EXERCISE TASK
Type out the data exactly as given. Skip any image.

## Begin DATA EXTRACT

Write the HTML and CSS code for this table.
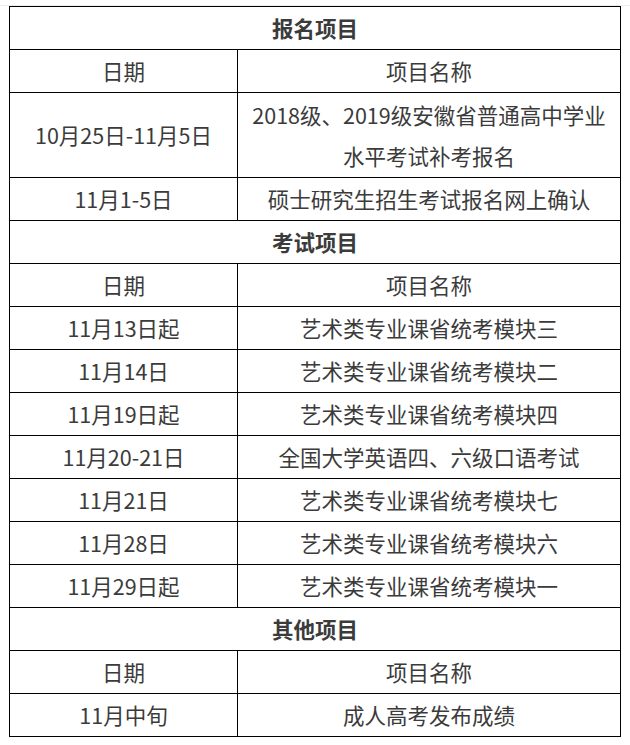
FILE: index.html
```html
<!DOCTYPE html>
<html lang="zh-CN">
<head>
<meta charset="utf-8">
<link rel="stylesheet" href="styles.css">
</head>
<body>
<div class="rule"></div>
<table class="sched">
  <colgroup><col class="c-date"><col class="c-name"></colgroup>
  <tr><td colspan="2" class="sec">报名项目</td></tr>
  <tr><td>日期</td><td>项目名称</td></tr>
  <tr><td>10月25日-11月5日</td><td class="two">2018级、2019级安徽省普通高中学业<br>水平考试补考报名</td></tr>
  <tr><td>11月1-5日</td><td>硕士研究生招生考试报名网上确认</td></tr>
  <tr><td colspan="2" class="sec">考试项目</td></tr>
  <tr><td>日期</td><td>项目名称</td></tr>
  <tr><td>11月13日起</td><td>艺术类专业课省统考模块三</td></tr>
  <tr><td>11月14日</td><td>艺术类专业课省统考模块二</td></tr>
  <tr><td>11月19日起</td><td>艺术类专业课省统考模块四</td></tr>
  <tr><td>11月20-21日</td><td>全国大学英语四、六级口语考试</td></tr>
  <tr><td>11月21日</td><td>艺术类专业课省统考模块七</td></tr>
  <tr><td>11月28日</td><td>艺术类专业课省统考模块六</td></tr>
  <tr><td>11月29日起</td><td>艺术类专业课省统考模块一</td></tr>
  <tr><td colspan="2" class="sec">其他项目</td></tr>
  <tr><td>日期</td><td>项目名称</td></tr>
  <tr><td>11月中旬</td><td>成人高考发布成绩</td></tr>
</table>
</body>
</html>
```
FILE: styles.css
```css
html, body {
  margin: 0;
  padding: 0;
  background: #fff;
}
body {
  font-family: "Noto Sans CJK SC", "Microsoft YaHei", sans-serif;
  color: #3b3b3b;
}
.rule {
  margin-top: 5px;
  height: 1px;
  background: #ececec;
}
.sched {
  margin-left: 9px;
  border-collapse: collapse;
  width: 612px;
  table-layout: fixed;
  font-size: 21.5px;
}
.c-date { width: 228px; }
.sched td {
  border: 1px solid #000;
  padding: 0;
  height: 42px;
  line-height: 42px;
  text-align: center;
  white-space: nowrap;
}
.sched td.two {
  line-height: 41px;
  padding: 1px 0;
  height: 82px;
}
.sched td.sec {
  font-weight: bold;
}
```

## End DATA EXTRACT

SOLUTION TO THIS TASK
Write the HTML and CSS code for this table.
FILE: index.html
```html
<!DOCTYPE html>
<html lang="zh-CN">
<head>
<meta charset="utf-8">
<link rel="stylesheet" href="styles.css">
</head>
<body>
<div class="rule"></div>
<table class="sched">
  <colgroup><col class="c-date"><col class="c-name"></colgroup>
  <tr><td colspan="2" class="sec">报名项目</td></tr>
  <tr><td>日期</td><td>项目名称</td></tr>
  <tr><td>10月25日-11月5日</td><td class="two">2018级、2019级安徽省普通高中学业<br>水平考试补考报名</td></tr>
  <tr><td>11月1-5日</td><td>硕士研究生招生考试报名网上确认</td></tr>
  <tr><td colspan="2" class="sec">考试项目</td></tr>
  <tr><td>日期</td><td>项目名称</td></tr>
  <tr><td>11月13日起</td><td>艺术类专业课省统考模块三</td></tr>
  <tr><td>11月14日</td><td>艺术类专业课省统考模块二</td></tr>
  <tr><td>11月19日起</td><td>艺术类专业课省统考模块四</td></tr>
  <tr><td>11月20-21日</td><td>全国大学英语四、六级口语考试</td></tr>
  <tr><td>11月21日</td><td>艺术类专业课省统考模块七</td></tr>
  <tr><td>11月28日</td><td>艺术类专业课省统考模块六</td></tr>
  <tr><td>11月29日起</td><td>艺术类专业课省统考模块一</td></tr>
  <tr><td colspan="2" class="sec">其他项目</td></tr>
  <tr><td>日期</td><td>项目名称</td></tr>
  <tr><td>11月中旬</td><td>成人高考发布成绩</td></tr>
</table>
</body>
</html>
```
FILE: styles.css
```css
html, body {
  margin: 0;
  padding: 0;
  background: #fff;
}
body {
  font-family: "Noto Sans CJK SC", "Microsoft YaHei", sans-serif;
  color: #3b3b3b;
}
.rule {
  margin-top: 5px;
  height: 1px;
  background: #ececec;
}
.sched {
  margin-left: 9px;
  border-collapse: collapse;
  width: 612px;
  table-layout: fixed;
  font-size: 21.5px;
}
.c-date { width: 228px; }
.sched td {
  border: 1px solid #000;
  padding: 0;
  height: 42px;
  line-height: 42px;
  text-align: center;
  white-space: nowrap;
}
.sched td.two {
  line-height: 41px;
  padding: 1px 0;
  height: 82px;
}
.sched td.sec {
  font-weight: bold;
}
```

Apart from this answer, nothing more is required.